> [TASK REQUIREMENTS]: Return each line of the listing that contains the string "this".

> [PROVIDED RECORDS]:

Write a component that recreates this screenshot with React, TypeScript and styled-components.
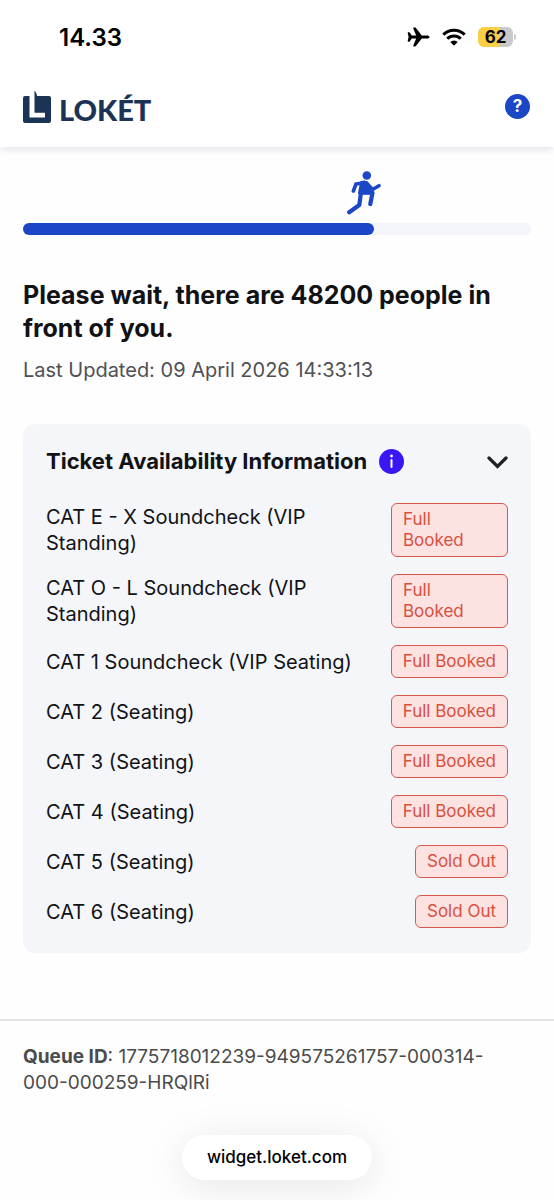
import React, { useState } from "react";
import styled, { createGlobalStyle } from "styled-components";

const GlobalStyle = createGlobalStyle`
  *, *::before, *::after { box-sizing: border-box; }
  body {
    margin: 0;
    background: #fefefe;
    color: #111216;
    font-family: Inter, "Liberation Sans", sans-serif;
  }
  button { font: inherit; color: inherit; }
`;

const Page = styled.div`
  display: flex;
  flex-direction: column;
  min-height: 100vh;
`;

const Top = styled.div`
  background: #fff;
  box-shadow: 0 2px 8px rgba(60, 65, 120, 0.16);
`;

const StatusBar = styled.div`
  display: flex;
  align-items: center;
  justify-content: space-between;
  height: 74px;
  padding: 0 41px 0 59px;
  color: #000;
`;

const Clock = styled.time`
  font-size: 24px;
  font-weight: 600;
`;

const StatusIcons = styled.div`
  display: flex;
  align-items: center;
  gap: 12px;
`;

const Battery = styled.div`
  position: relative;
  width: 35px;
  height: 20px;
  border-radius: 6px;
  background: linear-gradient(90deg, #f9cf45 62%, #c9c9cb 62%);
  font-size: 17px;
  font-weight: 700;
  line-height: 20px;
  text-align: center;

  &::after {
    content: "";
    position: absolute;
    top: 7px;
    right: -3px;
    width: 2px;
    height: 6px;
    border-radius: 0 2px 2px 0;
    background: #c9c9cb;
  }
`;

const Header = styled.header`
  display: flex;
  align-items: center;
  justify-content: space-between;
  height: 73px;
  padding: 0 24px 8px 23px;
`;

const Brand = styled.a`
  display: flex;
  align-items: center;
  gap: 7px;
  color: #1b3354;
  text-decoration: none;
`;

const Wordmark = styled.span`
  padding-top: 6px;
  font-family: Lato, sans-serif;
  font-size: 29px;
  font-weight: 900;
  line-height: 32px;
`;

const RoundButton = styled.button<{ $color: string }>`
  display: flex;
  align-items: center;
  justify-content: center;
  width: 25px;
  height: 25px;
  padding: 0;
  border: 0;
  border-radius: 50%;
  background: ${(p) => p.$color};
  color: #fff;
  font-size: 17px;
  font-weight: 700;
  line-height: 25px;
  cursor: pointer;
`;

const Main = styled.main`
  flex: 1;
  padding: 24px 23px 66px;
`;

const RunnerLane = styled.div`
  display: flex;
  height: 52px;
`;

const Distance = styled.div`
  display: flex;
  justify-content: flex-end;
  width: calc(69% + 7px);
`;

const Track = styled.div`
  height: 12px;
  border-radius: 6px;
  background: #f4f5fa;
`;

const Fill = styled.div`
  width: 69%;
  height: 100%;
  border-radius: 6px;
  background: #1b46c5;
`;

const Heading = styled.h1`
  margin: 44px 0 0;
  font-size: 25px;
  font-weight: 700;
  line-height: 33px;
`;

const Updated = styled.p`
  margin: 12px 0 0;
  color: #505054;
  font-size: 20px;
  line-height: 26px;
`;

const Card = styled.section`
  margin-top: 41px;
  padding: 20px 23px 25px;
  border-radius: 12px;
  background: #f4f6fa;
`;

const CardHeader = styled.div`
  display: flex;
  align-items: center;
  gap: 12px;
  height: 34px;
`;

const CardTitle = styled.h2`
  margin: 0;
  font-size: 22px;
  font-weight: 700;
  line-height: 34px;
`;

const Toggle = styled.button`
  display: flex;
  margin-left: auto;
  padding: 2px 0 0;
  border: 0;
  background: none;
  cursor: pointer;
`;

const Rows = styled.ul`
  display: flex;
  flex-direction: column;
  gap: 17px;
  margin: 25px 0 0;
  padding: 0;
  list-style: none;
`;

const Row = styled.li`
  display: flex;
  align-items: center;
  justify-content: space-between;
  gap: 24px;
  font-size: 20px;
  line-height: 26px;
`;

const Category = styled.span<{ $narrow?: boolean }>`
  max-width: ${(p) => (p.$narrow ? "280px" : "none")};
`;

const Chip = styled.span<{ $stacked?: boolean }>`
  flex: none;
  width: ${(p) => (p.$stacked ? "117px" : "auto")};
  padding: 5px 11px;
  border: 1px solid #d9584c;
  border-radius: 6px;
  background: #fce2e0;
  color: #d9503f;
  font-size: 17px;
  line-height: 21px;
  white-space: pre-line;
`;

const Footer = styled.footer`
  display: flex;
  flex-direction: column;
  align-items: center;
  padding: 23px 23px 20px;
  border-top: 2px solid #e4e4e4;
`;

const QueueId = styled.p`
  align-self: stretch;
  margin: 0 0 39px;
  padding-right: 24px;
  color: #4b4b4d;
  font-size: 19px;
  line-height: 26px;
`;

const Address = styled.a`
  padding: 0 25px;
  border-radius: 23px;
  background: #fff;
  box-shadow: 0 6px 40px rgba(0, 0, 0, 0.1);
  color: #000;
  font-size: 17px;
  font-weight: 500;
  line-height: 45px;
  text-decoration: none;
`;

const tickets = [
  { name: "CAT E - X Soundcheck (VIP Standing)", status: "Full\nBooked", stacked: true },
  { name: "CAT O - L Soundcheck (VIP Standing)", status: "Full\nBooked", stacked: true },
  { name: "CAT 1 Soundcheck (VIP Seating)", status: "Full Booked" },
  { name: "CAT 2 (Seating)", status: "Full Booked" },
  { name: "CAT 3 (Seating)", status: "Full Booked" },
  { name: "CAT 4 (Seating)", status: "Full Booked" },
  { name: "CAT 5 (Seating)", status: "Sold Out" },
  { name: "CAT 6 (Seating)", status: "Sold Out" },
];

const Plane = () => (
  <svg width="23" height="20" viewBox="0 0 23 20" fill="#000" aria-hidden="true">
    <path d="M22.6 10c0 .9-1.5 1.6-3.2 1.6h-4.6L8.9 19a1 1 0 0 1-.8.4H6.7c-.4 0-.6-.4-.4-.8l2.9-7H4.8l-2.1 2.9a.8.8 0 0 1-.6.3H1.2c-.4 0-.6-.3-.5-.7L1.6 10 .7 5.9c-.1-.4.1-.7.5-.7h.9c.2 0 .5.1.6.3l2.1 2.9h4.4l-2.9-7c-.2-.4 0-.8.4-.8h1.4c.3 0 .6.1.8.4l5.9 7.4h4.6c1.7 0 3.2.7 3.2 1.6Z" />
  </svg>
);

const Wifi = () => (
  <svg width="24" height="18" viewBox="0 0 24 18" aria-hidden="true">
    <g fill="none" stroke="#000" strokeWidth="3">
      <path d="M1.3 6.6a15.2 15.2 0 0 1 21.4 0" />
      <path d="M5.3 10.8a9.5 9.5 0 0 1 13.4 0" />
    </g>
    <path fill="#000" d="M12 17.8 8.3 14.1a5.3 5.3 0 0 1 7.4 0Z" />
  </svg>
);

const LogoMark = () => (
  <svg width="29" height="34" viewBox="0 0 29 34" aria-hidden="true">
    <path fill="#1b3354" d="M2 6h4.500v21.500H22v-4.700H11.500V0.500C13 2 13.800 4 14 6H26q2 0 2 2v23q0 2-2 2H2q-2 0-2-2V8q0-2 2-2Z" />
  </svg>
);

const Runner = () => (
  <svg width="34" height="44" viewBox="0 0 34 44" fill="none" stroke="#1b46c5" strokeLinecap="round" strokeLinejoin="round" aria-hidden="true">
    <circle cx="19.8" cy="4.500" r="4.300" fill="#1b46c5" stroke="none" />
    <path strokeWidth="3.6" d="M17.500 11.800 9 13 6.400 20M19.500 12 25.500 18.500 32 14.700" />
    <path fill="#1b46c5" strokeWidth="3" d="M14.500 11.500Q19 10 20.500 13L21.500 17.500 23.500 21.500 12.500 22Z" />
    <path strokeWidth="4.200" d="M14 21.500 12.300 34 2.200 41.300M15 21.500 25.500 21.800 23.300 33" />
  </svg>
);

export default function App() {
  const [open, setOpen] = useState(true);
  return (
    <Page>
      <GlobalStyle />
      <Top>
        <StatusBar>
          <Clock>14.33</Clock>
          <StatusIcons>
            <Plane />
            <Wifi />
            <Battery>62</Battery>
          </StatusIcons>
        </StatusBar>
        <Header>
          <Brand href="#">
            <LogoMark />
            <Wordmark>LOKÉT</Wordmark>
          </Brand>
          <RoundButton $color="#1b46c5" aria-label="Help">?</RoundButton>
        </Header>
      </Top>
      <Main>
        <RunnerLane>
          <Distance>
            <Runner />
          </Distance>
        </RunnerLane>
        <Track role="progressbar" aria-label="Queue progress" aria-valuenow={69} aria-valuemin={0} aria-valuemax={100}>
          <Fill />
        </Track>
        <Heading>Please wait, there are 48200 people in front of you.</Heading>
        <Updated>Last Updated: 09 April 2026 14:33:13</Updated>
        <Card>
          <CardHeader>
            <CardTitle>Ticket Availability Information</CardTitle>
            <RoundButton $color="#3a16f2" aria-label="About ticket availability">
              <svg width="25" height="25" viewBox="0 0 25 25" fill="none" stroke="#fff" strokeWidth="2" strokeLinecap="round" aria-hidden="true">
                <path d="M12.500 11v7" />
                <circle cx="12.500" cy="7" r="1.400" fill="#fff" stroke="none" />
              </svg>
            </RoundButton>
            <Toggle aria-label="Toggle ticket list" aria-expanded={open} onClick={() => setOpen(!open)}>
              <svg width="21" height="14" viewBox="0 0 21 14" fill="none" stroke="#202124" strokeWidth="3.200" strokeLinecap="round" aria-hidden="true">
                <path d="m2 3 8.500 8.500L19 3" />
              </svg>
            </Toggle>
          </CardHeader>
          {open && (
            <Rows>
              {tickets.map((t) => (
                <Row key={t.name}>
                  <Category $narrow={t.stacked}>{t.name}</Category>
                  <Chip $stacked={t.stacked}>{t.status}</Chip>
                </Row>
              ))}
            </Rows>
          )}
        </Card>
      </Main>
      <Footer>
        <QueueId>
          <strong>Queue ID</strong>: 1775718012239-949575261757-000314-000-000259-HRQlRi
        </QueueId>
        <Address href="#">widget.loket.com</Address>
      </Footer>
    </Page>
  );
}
...
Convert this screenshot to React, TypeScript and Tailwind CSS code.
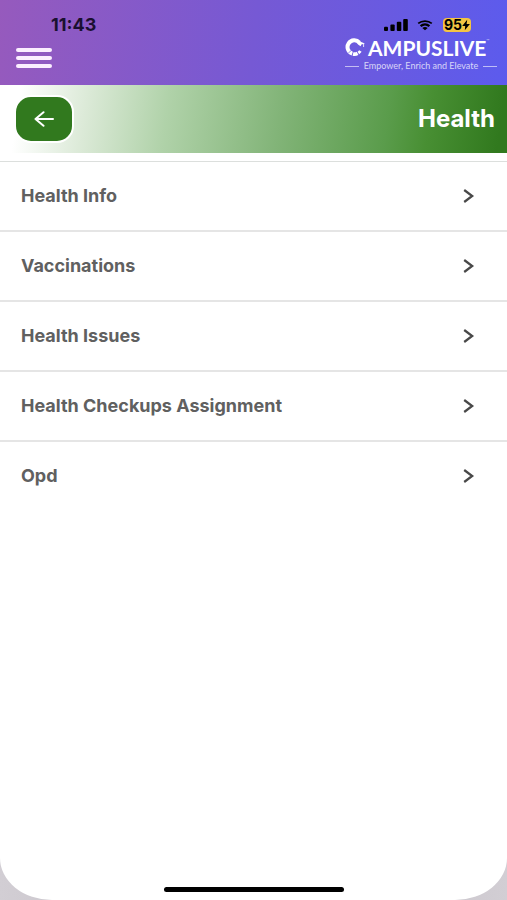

> [SOLVED PROBLEM]:
Write a component that recreates this screenshot with React, TypeScript and styled-components.
Convert this screenshot to React, TypeScript and Tailwind CSS code.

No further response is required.